▶ [What is expected] Where a line of the listing below includes the word "this", reproduce that line.

==== Material provided

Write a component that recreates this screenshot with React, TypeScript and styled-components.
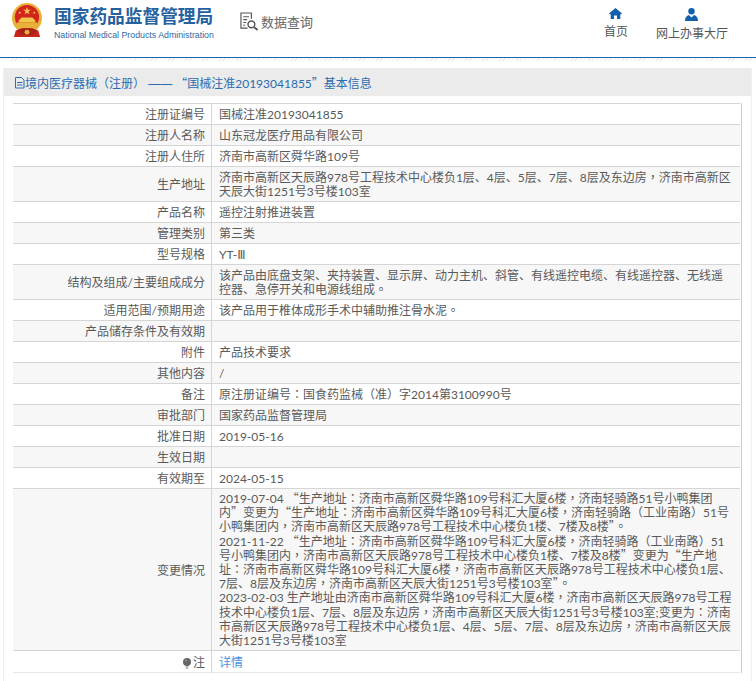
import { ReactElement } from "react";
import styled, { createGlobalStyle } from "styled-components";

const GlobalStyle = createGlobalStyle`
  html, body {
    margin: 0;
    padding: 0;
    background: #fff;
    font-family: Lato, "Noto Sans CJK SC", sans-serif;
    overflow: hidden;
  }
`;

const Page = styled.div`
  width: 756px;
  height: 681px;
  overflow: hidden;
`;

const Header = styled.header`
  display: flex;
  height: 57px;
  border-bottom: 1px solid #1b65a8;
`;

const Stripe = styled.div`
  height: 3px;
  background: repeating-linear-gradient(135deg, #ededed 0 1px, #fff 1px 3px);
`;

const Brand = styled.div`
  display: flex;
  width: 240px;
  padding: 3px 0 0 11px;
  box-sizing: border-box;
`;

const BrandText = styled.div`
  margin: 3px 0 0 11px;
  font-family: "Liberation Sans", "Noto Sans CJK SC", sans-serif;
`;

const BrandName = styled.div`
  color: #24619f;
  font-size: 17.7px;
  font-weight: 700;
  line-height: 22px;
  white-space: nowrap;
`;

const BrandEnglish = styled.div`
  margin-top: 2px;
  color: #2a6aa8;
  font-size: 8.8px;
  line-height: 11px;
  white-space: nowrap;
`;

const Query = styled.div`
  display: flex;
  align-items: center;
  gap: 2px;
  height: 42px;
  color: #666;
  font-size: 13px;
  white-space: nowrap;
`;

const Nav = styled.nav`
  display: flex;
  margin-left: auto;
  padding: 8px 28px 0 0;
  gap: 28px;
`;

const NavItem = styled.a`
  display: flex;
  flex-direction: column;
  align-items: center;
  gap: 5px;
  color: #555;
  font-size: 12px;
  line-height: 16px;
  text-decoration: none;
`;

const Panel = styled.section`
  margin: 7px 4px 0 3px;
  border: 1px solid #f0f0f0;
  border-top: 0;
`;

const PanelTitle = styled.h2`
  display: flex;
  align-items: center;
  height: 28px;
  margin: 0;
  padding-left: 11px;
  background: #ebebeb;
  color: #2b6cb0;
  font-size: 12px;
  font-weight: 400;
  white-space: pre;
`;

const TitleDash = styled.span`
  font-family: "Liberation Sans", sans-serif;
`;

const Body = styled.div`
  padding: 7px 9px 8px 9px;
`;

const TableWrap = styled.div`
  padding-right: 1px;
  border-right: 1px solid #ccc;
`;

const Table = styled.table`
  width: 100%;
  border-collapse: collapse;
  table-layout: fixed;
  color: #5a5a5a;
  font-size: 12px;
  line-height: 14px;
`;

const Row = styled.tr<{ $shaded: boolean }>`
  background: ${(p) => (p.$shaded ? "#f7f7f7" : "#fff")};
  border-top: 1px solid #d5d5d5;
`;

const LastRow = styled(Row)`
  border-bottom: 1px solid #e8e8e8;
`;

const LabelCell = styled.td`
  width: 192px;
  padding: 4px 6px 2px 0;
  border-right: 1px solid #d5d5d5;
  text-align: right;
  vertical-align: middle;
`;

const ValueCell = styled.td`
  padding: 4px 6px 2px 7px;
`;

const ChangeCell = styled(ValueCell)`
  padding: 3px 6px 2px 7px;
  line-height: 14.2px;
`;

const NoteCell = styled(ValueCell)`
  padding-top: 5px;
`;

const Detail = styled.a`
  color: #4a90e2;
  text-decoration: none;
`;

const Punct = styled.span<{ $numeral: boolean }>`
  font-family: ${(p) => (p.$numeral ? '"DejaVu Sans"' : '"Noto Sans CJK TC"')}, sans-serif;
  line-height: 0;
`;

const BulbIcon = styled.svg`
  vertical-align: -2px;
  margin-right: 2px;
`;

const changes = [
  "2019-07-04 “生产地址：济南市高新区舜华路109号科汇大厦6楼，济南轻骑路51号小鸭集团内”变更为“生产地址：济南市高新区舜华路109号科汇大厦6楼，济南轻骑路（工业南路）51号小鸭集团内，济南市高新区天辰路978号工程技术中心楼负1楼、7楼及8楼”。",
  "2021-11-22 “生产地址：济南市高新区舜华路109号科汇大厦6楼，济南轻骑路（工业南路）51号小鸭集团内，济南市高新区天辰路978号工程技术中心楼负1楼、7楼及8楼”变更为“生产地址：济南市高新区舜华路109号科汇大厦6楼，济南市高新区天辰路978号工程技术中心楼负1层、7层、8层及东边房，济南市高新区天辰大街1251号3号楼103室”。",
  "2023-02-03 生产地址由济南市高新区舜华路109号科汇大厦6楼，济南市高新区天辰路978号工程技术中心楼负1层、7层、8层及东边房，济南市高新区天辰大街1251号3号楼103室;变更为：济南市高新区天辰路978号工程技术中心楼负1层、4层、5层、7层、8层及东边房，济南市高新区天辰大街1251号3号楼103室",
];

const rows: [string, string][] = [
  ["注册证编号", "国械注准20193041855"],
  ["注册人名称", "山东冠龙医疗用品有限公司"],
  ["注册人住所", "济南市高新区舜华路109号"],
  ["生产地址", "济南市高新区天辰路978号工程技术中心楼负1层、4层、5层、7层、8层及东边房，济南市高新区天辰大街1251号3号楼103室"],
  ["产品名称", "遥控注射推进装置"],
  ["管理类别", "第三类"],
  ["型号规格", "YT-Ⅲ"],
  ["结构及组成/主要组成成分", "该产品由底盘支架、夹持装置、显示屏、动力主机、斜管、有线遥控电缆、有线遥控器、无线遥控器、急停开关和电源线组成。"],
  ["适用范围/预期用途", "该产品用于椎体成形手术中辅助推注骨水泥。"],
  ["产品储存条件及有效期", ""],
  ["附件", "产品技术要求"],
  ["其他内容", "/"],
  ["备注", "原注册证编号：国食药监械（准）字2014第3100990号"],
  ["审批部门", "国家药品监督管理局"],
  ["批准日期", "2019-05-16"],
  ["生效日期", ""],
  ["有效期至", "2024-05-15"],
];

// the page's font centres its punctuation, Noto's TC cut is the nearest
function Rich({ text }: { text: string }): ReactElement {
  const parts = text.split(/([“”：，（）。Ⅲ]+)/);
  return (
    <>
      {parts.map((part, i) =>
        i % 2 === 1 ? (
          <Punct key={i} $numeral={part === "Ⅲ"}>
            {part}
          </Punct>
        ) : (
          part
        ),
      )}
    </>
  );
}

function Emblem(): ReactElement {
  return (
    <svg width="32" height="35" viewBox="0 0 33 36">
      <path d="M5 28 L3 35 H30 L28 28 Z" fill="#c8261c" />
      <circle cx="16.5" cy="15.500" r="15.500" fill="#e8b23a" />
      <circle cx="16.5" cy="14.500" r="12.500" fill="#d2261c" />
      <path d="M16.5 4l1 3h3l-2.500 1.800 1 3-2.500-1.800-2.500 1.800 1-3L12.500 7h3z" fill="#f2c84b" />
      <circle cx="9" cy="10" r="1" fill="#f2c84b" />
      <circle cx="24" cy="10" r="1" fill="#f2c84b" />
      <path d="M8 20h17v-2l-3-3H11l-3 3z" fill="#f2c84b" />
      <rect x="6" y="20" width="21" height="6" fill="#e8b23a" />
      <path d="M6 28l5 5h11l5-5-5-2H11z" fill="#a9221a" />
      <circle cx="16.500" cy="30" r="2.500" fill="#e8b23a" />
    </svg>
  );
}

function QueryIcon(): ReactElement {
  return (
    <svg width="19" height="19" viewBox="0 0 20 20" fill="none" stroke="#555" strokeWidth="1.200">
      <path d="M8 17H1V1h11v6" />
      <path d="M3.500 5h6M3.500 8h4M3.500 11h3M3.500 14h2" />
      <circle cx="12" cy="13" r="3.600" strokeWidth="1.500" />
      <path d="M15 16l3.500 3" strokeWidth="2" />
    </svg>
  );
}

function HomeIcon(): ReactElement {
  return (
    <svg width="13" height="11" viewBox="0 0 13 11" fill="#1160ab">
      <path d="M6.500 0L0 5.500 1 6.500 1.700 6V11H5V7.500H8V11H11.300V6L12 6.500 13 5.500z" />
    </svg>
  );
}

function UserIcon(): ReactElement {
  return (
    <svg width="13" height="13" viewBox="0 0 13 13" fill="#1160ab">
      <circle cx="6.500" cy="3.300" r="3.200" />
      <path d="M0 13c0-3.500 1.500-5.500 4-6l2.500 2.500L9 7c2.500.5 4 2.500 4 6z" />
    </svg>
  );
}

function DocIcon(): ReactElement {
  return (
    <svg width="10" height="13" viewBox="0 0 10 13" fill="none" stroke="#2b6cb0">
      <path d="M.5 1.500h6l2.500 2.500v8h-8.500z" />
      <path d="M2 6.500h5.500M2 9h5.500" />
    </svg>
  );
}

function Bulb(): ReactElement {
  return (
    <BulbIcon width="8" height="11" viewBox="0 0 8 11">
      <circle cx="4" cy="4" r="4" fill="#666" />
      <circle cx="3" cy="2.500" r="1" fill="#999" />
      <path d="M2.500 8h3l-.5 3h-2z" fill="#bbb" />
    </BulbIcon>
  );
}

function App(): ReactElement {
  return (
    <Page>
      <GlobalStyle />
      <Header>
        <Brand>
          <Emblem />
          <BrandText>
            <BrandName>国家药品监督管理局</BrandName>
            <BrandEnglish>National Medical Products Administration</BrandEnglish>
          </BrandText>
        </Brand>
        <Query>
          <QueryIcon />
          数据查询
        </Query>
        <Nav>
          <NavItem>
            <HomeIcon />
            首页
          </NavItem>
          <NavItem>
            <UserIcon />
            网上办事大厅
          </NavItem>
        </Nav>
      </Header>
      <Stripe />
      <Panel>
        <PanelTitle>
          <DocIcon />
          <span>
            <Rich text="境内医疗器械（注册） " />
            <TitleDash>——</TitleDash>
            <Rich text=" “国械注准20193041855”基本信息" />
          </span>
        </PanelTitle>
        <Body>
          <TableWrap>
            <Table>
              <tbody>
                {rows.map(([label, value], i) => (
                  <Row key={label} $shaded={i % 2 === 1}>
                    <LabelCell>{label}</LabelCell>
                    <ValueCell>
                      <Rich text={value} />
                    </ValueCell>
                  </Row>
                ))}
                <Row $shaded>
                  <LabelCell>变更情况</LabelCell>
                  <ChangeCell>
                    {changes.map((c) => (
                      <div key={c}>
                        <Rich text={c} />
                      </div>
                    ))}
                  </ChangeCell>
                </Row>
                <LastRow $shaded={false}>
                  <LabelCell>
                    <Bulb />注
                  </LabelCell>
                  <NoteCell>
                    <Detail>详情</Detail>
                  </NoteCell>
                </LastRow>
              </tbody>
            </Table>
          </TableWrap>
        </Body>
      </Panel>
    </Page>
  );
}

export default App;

========
==== Material provided

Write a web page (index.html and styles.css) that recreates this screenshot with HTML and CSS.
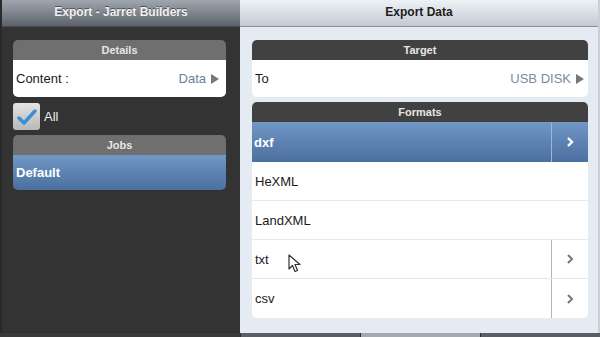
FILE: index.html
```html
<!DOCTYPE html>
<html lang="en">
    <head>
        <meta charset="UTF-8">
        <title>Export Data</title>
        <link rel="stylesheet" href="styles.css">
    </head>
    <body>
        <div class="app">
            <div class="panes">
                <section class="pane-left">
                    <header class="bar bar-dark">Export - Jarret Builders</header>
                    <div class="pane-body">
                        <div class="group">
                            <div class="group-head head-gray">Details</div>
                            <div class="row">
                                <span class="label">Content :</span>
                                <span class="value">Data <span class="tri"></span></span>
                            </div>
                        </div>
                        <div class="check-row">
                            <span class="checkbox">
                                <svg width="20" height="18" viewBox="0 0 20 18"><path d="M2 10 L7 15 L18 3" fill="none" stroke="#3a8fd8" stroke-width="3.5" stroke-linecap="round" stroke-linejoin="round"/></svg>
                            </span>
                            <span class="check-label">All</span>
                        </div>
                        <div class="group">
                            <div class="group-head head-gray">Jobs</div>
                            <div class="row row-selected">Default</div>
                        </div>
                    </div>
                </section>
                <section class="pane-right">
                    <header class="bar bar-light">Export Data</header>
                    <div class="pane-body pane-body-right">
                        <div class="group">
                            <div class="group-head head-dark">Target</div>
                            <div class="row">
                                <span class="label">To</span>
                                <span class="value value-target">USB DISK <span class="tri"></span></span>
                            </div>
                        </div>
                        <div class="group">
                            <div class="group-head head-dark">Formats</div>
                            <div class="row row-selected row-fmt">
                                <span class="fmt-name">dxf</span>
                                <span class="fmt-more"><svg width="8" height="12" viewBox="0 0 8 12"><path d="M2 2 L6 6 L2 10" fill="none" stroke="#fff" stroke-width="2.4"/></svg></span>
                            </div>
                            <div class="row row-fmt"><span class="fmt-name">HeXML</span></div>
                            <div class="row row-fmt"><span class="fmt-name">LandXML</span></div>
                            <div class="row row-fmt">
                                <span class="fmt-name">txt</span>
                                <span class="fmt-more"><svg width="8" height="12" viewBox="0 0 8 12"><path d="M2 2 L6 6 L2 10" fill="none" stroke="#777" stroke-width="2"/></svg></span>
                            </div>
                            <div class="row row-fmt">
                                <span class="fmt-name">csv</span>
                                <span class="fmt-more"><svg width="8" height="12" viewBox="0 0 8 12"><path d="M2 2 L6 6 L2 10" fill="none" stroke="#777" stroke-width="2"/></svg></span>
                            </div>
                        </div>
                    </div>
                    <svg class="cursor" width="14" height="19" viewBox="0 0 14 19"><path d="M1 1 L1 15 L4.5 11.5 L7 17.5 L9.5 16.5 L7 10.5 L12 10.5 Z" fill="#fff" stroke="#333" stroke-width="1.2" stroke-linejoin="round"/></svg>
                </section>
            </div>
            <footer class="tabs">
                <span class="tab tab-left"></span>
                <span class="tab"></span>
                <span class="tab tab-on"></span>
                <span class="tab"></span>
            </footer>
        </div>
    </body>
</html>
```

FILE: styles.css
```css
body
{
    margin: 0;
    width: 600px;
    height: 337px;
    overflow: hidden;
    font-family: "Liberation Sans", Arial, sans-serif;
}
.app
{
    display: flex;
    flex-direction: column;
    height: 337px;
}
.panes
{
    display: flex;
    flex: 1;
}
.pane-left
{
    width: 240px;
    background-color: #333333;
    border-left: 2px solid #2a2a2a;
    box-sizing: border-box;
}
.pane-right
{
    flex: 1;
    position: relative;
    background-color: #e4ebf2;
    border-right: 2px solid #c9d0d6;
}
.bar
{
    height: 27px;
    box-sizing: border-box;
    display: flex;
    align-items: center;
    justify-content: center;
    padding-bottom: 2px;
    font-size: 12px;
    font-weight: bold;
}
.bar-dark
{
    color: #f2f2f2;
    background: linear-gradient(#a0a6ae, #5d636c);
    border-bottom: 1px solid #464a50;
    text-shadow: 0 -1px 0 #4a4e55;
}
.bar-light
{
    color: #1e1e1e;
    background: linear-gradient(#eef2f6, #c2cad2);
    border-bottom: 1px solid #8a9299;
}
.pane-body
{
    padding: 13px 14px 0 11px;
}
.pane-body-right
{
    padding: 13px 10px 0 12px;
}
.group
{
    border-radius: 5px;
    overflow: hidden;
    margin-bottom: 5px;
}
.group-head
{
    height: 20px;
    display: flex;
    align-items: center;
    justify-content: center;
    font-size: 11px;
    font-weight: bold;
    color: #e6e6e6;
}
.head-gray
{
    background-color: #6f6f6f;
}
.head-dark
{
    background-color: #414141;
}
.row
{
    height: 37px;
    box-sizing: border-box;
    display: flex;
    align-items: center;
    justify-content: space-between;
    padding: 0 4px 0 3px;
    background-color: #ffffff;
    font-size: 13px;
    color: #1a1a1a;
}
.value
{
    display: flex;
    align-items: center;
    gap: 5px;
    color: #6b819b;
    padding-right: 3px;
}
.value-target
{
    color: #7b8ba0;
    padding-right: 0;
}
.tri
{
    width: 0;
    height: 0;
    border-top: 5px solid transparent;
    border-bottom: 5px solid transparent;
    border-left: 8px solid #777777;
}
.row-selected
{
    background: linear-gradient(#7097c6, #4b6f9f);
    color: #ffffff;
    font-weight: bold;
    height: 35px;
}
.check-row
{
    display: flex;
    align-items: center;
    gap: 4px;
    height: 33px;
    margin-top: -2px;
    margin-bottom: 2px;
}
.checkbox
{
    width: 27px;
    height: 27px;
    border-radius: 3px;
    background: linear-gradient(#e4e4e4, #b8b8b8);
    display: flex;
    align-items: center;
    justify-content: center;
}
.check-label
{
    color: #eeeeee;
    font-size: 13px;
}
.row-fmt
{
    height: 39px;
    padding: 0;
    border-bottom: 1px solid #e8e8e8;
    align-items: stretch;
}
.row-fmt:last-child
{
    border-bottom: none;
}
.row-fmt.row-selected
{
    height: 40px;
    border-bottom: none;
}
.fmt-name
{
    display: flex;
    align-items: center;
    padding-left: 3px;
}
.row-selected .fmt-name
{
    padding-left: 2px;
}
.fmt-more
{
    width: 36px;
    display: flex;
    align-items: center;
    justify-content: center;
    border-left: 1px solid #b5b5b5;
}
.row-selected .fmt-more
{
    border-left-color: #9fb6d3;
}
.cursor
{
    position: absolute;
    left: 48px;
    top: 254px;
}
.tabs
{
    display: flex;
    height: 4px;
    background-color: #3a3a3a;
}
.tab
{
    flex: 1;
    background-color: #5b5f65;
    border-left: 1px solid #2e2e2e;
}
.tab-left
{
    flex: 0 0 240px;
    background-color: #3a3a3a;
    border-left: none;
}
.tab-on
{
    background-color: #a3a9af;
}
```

========
==== Material provided

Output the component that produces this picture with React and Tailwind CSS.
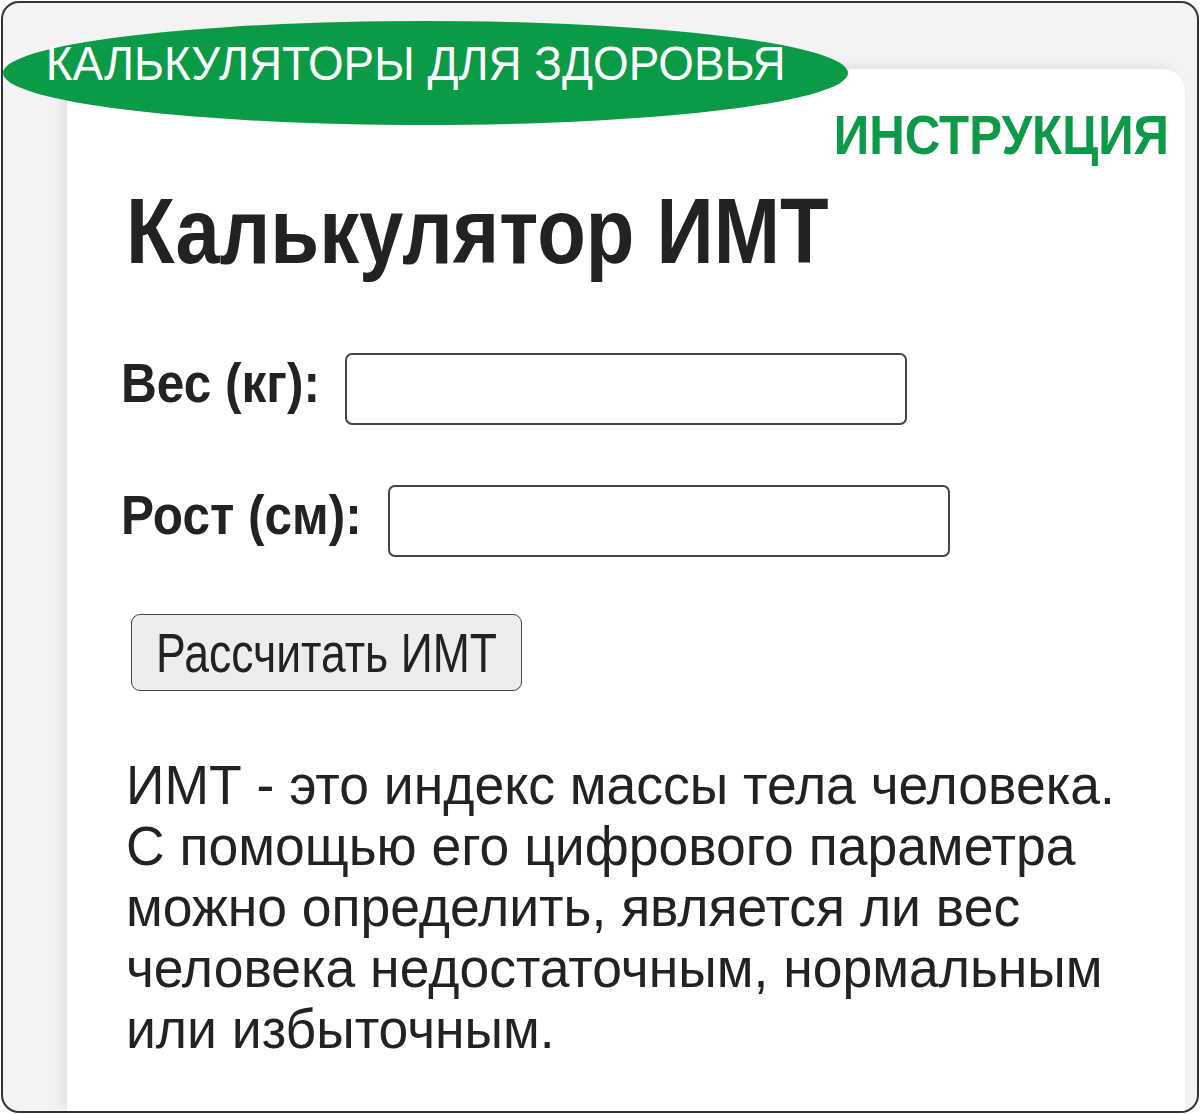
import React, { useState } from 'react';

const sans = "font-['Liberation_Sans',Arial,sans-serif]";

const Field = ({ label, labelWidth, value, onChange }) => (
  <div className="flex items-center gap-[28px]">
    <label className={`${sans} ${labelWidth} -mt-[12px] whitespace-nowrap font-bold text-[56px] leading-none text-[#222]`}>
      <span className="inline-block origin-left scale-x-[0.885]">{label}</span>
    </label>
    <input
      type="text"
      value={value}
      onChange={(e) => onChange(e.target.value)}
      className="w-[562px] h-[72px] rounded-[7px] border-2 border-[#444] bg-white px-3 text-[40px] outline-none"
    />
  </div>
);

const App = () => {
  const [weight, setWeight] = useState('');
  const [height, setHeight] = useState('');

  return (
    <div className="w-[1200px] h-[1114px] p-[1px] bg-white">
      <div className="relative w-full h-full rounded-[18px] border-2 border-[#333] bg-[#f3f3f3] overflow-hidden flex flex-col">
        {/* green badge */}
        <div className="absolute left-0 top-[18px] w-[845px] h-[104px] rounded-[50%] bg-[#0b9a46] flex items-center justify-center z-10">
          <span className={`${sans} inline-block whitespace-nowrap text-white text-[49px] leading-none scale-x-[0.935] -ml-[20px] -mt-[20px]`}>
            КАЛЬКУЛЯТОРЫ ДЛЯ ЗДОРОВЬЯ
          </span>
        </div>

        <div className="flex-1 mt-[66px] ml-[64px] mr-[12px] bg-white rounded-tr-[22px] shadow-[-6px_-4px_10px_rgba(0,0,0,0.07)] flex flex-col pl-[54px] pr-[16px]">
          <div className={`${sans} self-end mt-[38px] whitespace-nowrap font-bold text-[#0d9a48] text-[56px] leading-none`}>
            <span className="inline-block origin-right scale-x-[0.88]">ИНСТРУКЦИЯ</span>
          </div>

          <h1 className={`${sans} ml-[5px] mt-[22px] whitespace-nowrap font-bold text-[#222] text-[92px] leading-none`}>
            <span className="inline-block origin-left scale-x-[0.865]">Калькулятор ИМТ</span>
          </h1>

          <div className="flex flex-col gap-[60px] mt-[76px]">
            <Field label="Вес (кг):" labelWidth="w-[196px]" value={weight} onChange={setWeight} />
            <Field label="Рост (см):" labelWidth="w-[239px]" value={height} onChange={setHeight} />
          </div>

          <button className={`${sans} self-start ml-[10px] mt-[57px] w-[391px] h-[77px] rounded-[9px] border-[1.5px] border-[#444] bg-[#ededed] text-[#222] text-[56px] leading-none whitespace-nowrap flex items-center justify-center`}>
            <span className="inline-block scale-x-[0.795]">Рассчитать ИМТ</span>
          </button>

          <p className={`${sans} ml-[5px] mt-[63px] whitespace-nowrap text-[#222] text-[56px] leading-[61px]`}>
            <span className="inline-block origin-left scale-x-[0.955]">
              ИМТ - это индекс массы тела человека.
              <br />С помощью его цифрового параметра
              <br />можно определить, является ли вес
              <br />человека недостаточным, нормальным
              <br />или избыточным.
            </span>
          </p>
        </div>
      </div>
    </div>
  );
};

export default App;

========

▶ [Exercise answer]
Write a component that recreates this screenshot with React, TypeScript and styled-components.
Write a web page (index.html and styles.css) that recreates this screenshot with HTML and CSS.
Output the component that produces this picture with React and Tailwind CSS.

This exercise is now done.